0
votes

sup y'all

in python, this executes no problem:

sc._jsc.hadoopConfiguration().set("fs.s3a.access.key", "...") sc._jsc.hadoopConfiguration().set("fs.s3a.secret.key", "...") sc.textFile("s3a://path").count()

someBigNumber

in scala, i get a 403:

sc.hadoopConfiguration.set("fs.s3a.access.key", "...") sc.hadoopConfiguration.set("fs.s3a.secret.key", "...") sc.textFile("s3a://path").count()
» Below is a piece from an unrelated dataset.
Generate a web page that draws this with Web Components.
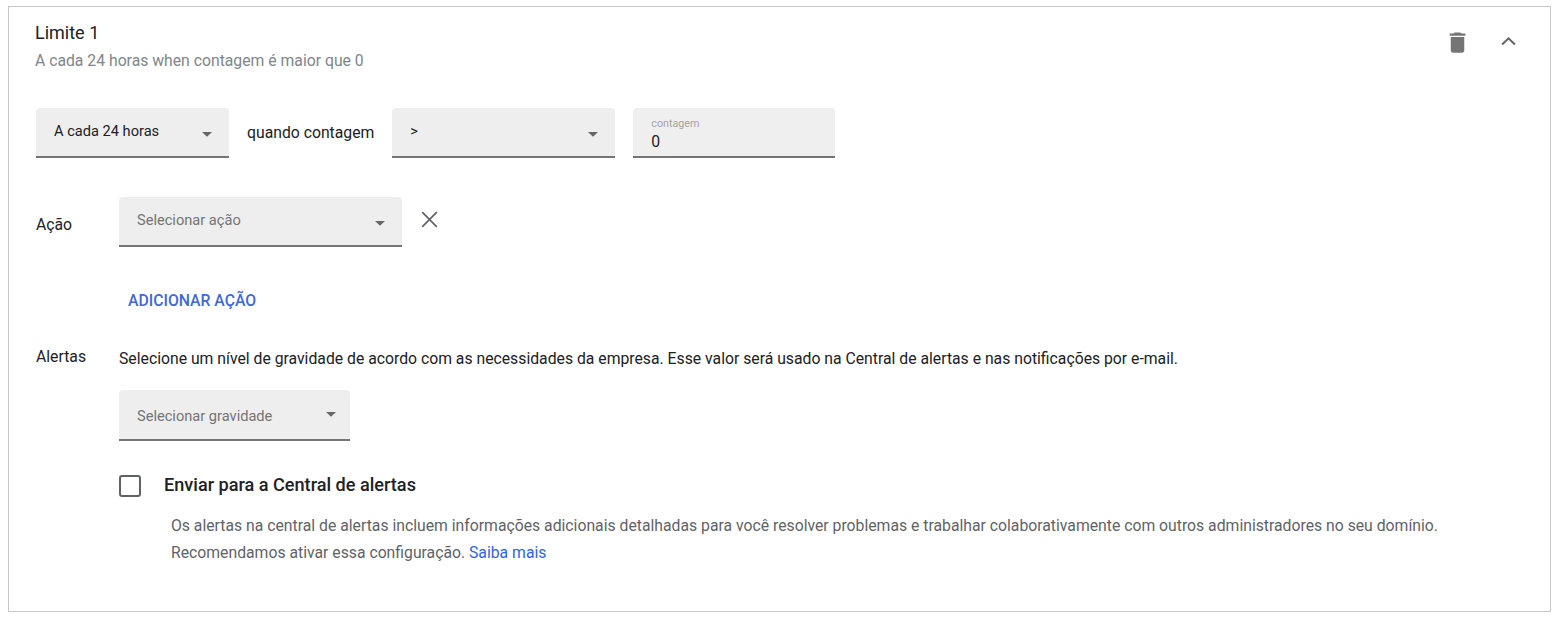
<!DOCTYPE html>
<html lang="pt"><head><meta charset="utf-8"><title>Limite</title>
<style>
html,body{margin:0;background:#fff;font-family:Roboto,sans-serif;color:#202124}
body{padding:6px 6px 6px 8px}
</style></head><body>
<template id="sel-t"><style>
:host{display:flex;box-sizing:border-box;height:var(--h,50px);background:#eee;border-bottom:2px solid #757575;border-radius:4px 4px 0 0;padding:0 var(--pr,16px) 0 18px;justify-content:space-between;font-size:14.625px;color:var(--c,#202124);flex:none}
.t{margin-top:var(--ty,14px);line-height:18px;white-space:nowrap}
svg{margin-top:var(--ay,24px);width:12px;height:6px;flex:none}
</style><span class="t"><slot></slot></span><svg viewBox="0 0 12 6"><path d="M1 0h10L6 4.800z" fill="#666"/></svg></template>

<template id="inp-t"><style>
:host{display:block;box-sizing:border-box;height:50px;background:#efefef;border-bottom:2px solid #757575;border-radius:4px 4px 0 0;padding:9px 18px 0;flex:none}
.l{font-size:10.700px;line-height:13px;color:#a3a3a3}
.v{font-size:15.750px;line-height:20px;margin-top:2px;color:#202124}
</style><div class="l"><slot name="label"></slot></div><div class="v"><slot></slot></div></template>

<template id="card-t"><style>
:host{display:block;box-sizing:border-box;height:606px;border:1px solid #c8c8c8;position:relative;font-family:Roboto,sans-serif}
.wrap{display:flex;flex-direction:column;padding:15px 0 0 27px}
.hd{display:flex;justify-content:space-between;height:72px}
.ht{margin-left:-1px}
.title{font-size:18px;line-height:22px;color:#202124}
.sub{font-size:15.750px;line-height:20px;color:#80868b;margin-top:7px}
.icons{display:flex;gap:24.500px;margin:6px 28px 0 0;align-items:flex-start}
.icons svg:first-child{margin-top:1px}
.row{display:flex;align-items:flex-start}
.r1{margin-top:14px}
.q{font-size:15.750px;line-height:20px;margin:15px 18px 0 18px;white-space:nowrap}
.r2{margin-top:39px}
.lab{width:83px;flex:none;font-size:15.750px;line-height:20px;color:#202124}
.x{margin:9px 0 0 14px;width:27px;height:27px}
.add{margin:44px 0 0 92px;font-size:15.750px;font-weight:500;line-height:20px;color:#3f68dc}
.r3{margin-top:36px}
.desc{font-size:15.750px;line-height:20px;color:#202124;white-space:nowrap;margin-top:2px}
.col{display:flex;flex-direction:column;align-items:flex-start}
.s3{margin-top:21px}
.cb{display:flex;align-items:flex-start;margin-top:34px}
.box{box-sizing:border-box;width:22px;height:22px;border:2px solid #5f6368;border-radius:3px;flex:none}
.cl{margin-left:23px;font-size:18.100px;font-weight:500;line-height:20px;margin-top:0;color:#202124;white-space:nowrap}
.help{margin:15px 0 0 135px;font-size:15.750px;line-height:27px;color:#5f6368;white-space:nowrap}
a{color:#2f62e8;text-decoration:none}
</style>
<div class="wrap">
<div class="hd"><div class="ht"><div class="title">Limite 1</div><div class="sub">A cada 24 horas when contagem é maior que 0</div></div>
<div class="icons">
<svg width="27" height="27" viewBox="0 0 24 24"><path fill="#757575" d="M6 19c0 1.100.900 2 2 2h8c1.100 0 2-.900 2-2V7H6v12zM19 4h-3.500l-1-1h-5l-1 1H5v2h14V4z"/></svg>
<svg width="27" height="27" viewBox="0 0 24 24"><path fill="none" stroke="#5f6368" stroke-width="1.700" d="M6.300 14.700L12 9.100l5.700 5.600"/></svg>
</div></div>

<div class="row r1">
<x-select style="width:193px">A cada 24 horas</x-select>
<div class="q">quando contagem</div>
<x-select style="width:223px">&gt;</x-select>
<x-input style="width:202px;margin-left:18px"><span slot="label">contagem</span>0</x-input>
</div>

<div class="row r2">
<div class="lab" style="margin-top:18px">Ação</div>
<x-select style="width:283px;--c:#757575">Selecionar ação</x-select>
<svg class="x" viewBox="0 0 24 24"><path fill="none" stroke="#5f6368" stroke-width="1.500" d="M5.500 5.500l13 13M18.500 5.500l-13 13"/></svg>
</div>

<div class="add">ADICIONAR AÇÃO</div>

<div class="row r3">
<div class="lab">Alertas</div>
<div class="col">
<div class="desc">Selecione um nível de gravidade de acordo com as necessidades da empresa. Esse valor será usado na Central de alertas e nas notificações por e-mail.</div>
<x-select class="s3" style="width:231px;--c:#757575;--ty:17px;--ay:22px;--h:51px;--pr:13px">Selecionar gravidade</x-select>
<div class="cb"><div class="box"></div><div class="cl">Enviar para a Central de alertas</div></div>
</div></div>
<div class="help">Os alertas na central de alertas incluem informações adicionais detalhadas para você resolver problemas e trabalhar colaborativamente com outros administradores no seu domínio.<br>Recomendamos ativar essa configuração. <a href="#">Saiba mais</a></div>
</div></template>

<limit-card></limit-card>
<script>
function reg(name,id){customElements.define(name,class extends HTMLElement{constructor(){super();this.attachShadow({mode:'open'}).appendChild(document.getElementById(id).content.cloneNode(true))}})}
reg('x-select','sel-t');reg('x-input','inp-t');reg('limit-card','card-t');
</script>
</body></html>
StackTrace: com.amazonaws.services.s3.model.AmazonS3Exception: Forbidden (Service: Amazon S3; Status Code: 403; Error Code: 403 Forbidden; Request ID: ...)

why?

this is all spark 2.0.

thanks

2

2 Answers

2
votes
  1. Try to set the properties before you create the SC, e.g set sparkConf "spark.hadoop.fs.s3a..." = value
  2. Spark tries to be clever in spark submit and copy in the AWS_ env vars into the s3a and s3n properties prior to submission, even if the properties are set. This can stamp on your settings. Look at them, verify their correctness, maybe unset them (or try setting them).
  3. And S3a goes through the auth sequence of: attempt hadoop props; attempt env vars in destination process; attempt EC2 IAM role (exact checks & ordering is Hadoop JAR dependent). It may be something at the far end is causing fun here.
  4. There's another emergency option, which is pretty insecure, of putting the username:pass in the url, such as s3a://AAID43ss:1356@bucket/path. This doesn't work on Hadoop < 2.8 if there is a / in the secret, and your secrets get logged to the console. Use carefully. Update this was cut from Hadoop 3.2 after many years of warning the users to stop it.

Trying to debug auth problems is a PITA as the code deliberately avoids having useful debug statements: we don't dare log the properties.

You may find something useful in the Troubleshooting S3A section of the Hadoop docs. Do bear in mind that this covers later versions of Hadoop; some things mentioned there won't be valid.

Enjoy

Steve L (currently working on the S3A code)

0
votes

It means in this case, Python and Scala are "incompatible" and Scala doesn't have access to the amazonaws. Maybe the key is different and you have a typo on the Scala code, or maybe Scala doesn't work with amazonaws anymore due to amazonaws changing.